The video starts off with a great description of the Grandfather Paradox. In short, this paradox arises if you go back in time to kill your grandfather. Being quite dead, he never has grandchildren and so you were never born. This leads to a logical contradiction: if you were never born, who killed your grandfather?
The video goes on to propose a solution whereby you kill your grandfather in an alternate timeline, so he wasn't really your grandfather to begin with. But this solution is summarily dismissed.
"But that's boring because it just avoids the paradox." (0:34)Fair enough. There's plenty of published work in the scientific literature on this topic that doesn't involve alternate timelines. Surely they're going to get to that science stuff, right? Wrong.
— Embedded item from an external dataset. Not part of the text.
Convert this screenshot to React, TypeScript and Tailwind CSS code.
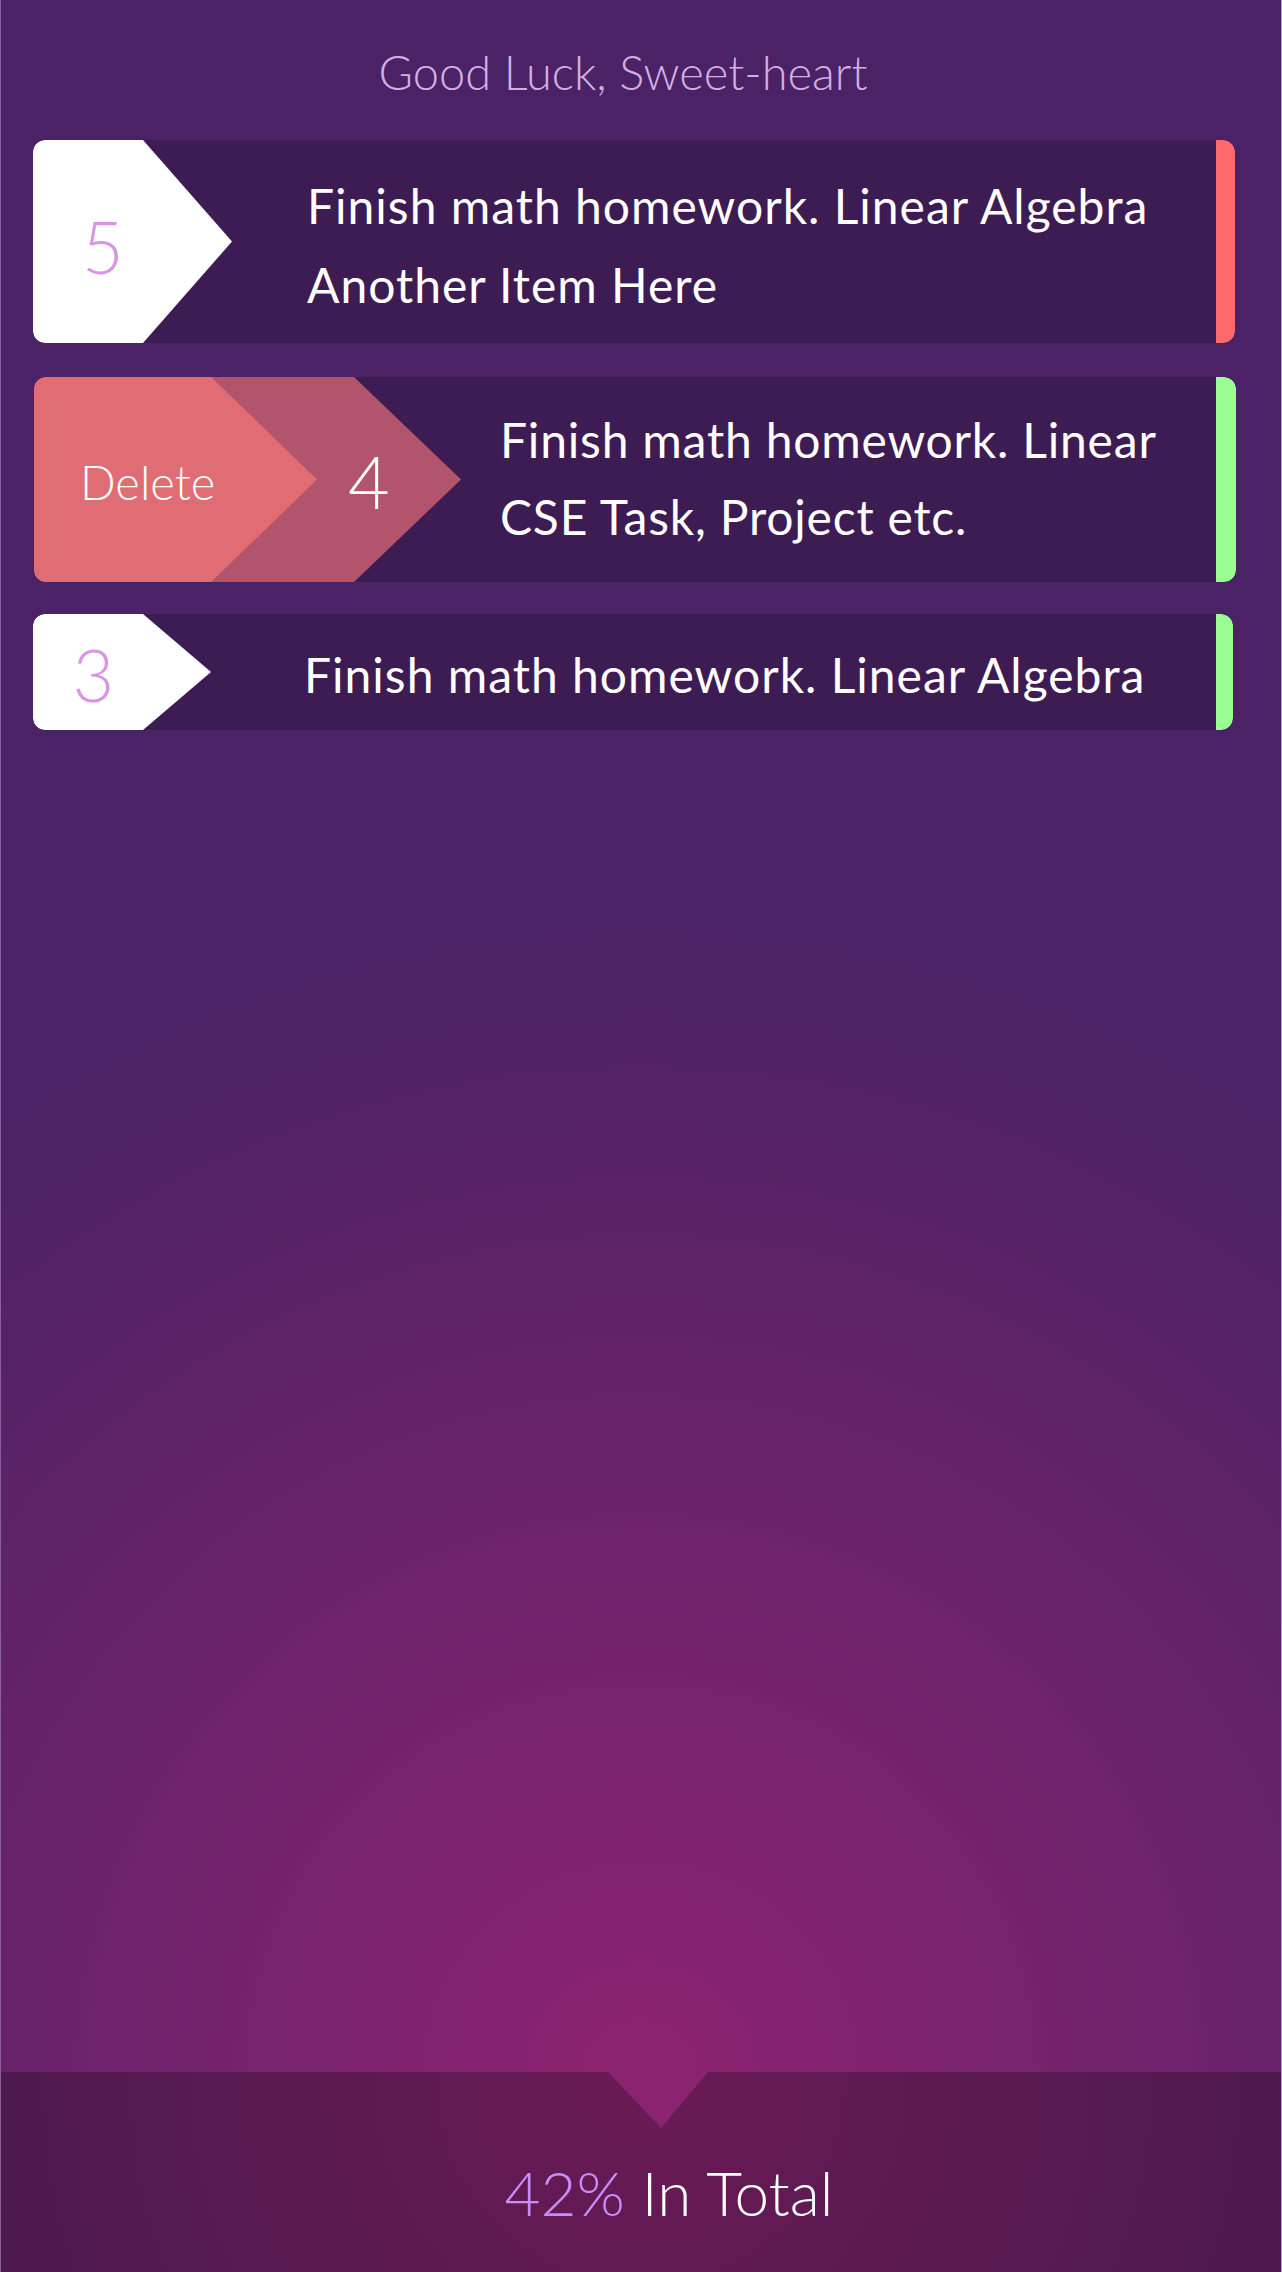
import React from "react";

const lato = "font-['Lato','Noto_Sans',sans-serif]";

const App = () => {
  return (
    <div
      className={`${lato} w-full min-h-[2272px] flex flex-col border-l border-r border-l-[#8a5f9e] border-r-[#b497cc] bg-[radial-gradient(circle_1150px_at_50%_2080px,#8d2371_0%,#4b2265_100%)]`}
    >
      {/* Task list */}
      <div className="flex-1 pl-[32px] pr-[46px]">
        <h1 className="h-[140px] pt-[4px] pr-[22px] flex items-center justify-center text-[47px] leading-none font-light text-[#cfb0e4]">
          Good Luck, Sweet-heart
        </h1>

        <div className="flex flex-col gap-[34px]">
          {/* Item 5 */}
          <div className="flex h-[203px] rounded-[12px] overflow-hidden bg-[#3d1c53]">
            <div className="w-[199px] shrink-0 bg-white rounded-l-[12px] [clip-path:polygon(0_0,110px_0,199px_50%,110px_100%,0_100%)] flex items-center">
              <span className="w-[140px] pt-[8px] text-center text-[72px] leading-none font-light text-[#d795e4]">
                5
              </span>
            </div>
            <div className="flex-1 ml-[75px] pt-[26px] text-[48px] tracking-[1px] leading-[79px] text-white whitespace-nowrap">
              <div>Finish math homework. Linear Algebra</div>
              <div>Another Item Here</div>
            </div>
            <div className="w-[19px] shrink-0 bg-[#fe6a6a] rounded-r-[12px]" />
          </div>

          {/* Item 4, swiped to delete */}
          <div className="flex flex-col gap-[32px]">
            <div className="flex h-[205px] rounded-[12px] overflow-hidden bg-[#3d1c53] ml-[1px] mr-[-1px]">
              <div className="grid shrink-0 w-[427px]">
                <div className="[grid-area:1/1] w-[427px] bg-[#b2546b] [clip-path:polygon(0_0,320px_0,427px_50%,320px_100%,0_100%)] flex items-center pl-[314px] pt-[2px]">
                  <span className="text-[72px] leading-none font-light text-white">4</span>
                </div>
                <div className="[grid-area:1/1] w-[283px] bg-[#e06d74] rounded-l-[12px] [clip-path:polygon(0_0,177px_0,283px_50%,177px_100%,0_100%)] flex items-center pl-[46px] pt-[6px]">
                  <span className="text-[47px] leading-none font-light text-white">Delete</span>
                </div>
              </div>
              <div className="flex-1 ml-[39px] pt-[24px] text-[48px] tracking-[0.8px] leading-[77px] text-white whitespace-nowrap">
                <div>Finish math homework. Linear</div>
                <div>CSE Task, Project etc.</div>
              </div>
              <div className="w-[20px] shrink-0 bg-[#9afe92] rounded-r-[12px]" />
            </div>

            {/* Item 3 */}
            <div className="flex h-[116px] rounded-[12px] overflow-hidden bg-[#3d1c53] mr-[2px]">
              <div className="w-[178px] shrink-0 bg-white rounded-l-[12px] [clip-path:polygon(0_0,110px_0,178px_50%,110px_100%,0_100%)] flex items-center">
                <span className="w-[121px] pt-[4px] text-center text-[72px] leading-none font-light text-[#d795e4]">
                  3
                </span>
              </div>
              <div className="flex-1 ml-[93px] pt-[21px] text-[48px] tracking-[1px] leading-[79px] text-white whitespace-nowrap">
                Finish math homework. Linear Algebra
              </div>
              <div className="w-[17px] shrink-0 bg-[#9afe92] rounded-r-[12px]" />
            </div>
          </div>
        </div>
      </div>

      {/* Footer */}
      <div className="h-[200px] bg-black/25 [clip-path:polygon(0_0,607px_0,660px_56px,707px_0,100%_0,100%_100%,0_100%)] pt-[89px] pl-[56px] flex justify-center">
        <p className="text-[62px] leading-none font-light text-white">
          <span className="text-[#c58df5]">42%</span> In Total
        </p>
      </div>
    </div>
  );
};

export default App;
"I'm showing this as a linear series of events but really it’s two entangled histories happening in parallel." (1:02)I don't know what it means for two histories to be "entangled" or to happen in "parallel". Here the video shows a Mobius strip with a timeline drawn on it, following the plight of our time traveler.
Mobius strip following actions to their logical consequences. |
This mistake is able to slip by due to selective inattention. Viewers are easily distracted by the pleasant visual stimulation (myself included, on first watching). As we try to follow along the Mobius strip with our eyes, we don't notice the false conclusion. This "argument from cool shapes" is something I'd expect from Spirit Science, but not from Minute Physics, which I've always taken as a serious science channel.
Next, to make this glaring fallacy more palatable, we're served a steaming pile of quantum woo-woo. Would you like physics jargon on the word salad? Just say when...
"Subatomic particles regularly do multiple different things in parallel – it’s called quantum superposition ... if the universe were to exist in a superposition of two states – your grandfather is alive and your grandfather is dead – then the natural result is a superposition of two states: you’re born and able to go back in time to kill your grandfather, and you’re not born. And the natural result of these is a superposition of two states – your grandfather is dead and your grandfather is alive – and so, at least from a logical perspective, this looping timeline is entirely consistent and there’s no paradox." (1:11)When! When!
Let's notice the equivocation between the "parallel" lengths of paper in the Mobius strip and the use of the word with regard to subatomic particles being in different states at the same time. The implication is that what's true about the quantum world applies to our time traveler. This does not logically follow because people are macroscopic objects relatively unaffected by quantum effects like superposition due to decoherence.
Don't get me wrong. I'm cool with describing the quantum state of large objects, even the entire universe as in the Many Worlds interpretation of quantum mechanics. The problem is the superposition shown in the video makes no sense at all and doesn't show what it's claimed to show.
Sure it's science, see the math symbols? That makes it science! |
See the problem? We can't fully describe |A> without also including |B> in there, too. Because they aren't different possible states of the universe. They're all events in one and the same history! A history that's self-contradictory. Using math symbols from quantum mechanics doesn't make this problem go away.
Now, there's nothing wrong with trying to use the idea of superposition to solve the Grandfather Paradox. But to prematurely claim victory having done no work and having explained nothing is inexcusably poor physics. Which is sad, because many fascinating papers have been published on this topic. The three million Minute Physics subscribers could have learned about the foundational work done by David Deutsch, Seth Lloyd, and others.
Next the viewer is presented with a very telling tease.
"And a similar paradox-free solution can be obtained by viewing the problem as a steady-state solution to a Markov chain ..." (1:48)When! When! Aside from the obvious attempt to stupefy the audience with big words, Minute Physics seems to have misinterpreted a quantum computing exercise for theoretical physics. In the comments section they cite a lecture and paper by Scott Aaronson. The lecture includes discussion of the Grandfather Paradox "in a computational form" which indeed uses a Markov chain.
This is not a resolution of the paradox per se, but a computer model which satisfies some of its properties. It's not part of any an actual scientific theory. It's just a toy model to teach computer science. Aaronson imposes upon this model the requirement that Deutsch calls "causal consistency". But that's boring because it just avoids the paradox! And it has nothing to do with quantum superposition. Because, as we've seen, quantum superposition can't solve the paradox.
So, having mentioned real science only once, teasingly, the video concludes with this moral lesson.
"The main point is sometimes we think a situation creates a paradox when it doesn’t, and really the only paradox is how our thinking can be twisted enough to dream up time-traveling murderous grandsons, but not twisted enough to think about twisting time." (2:09)That's ironic because the only paradox is how such a terrible script got on Minute Physics.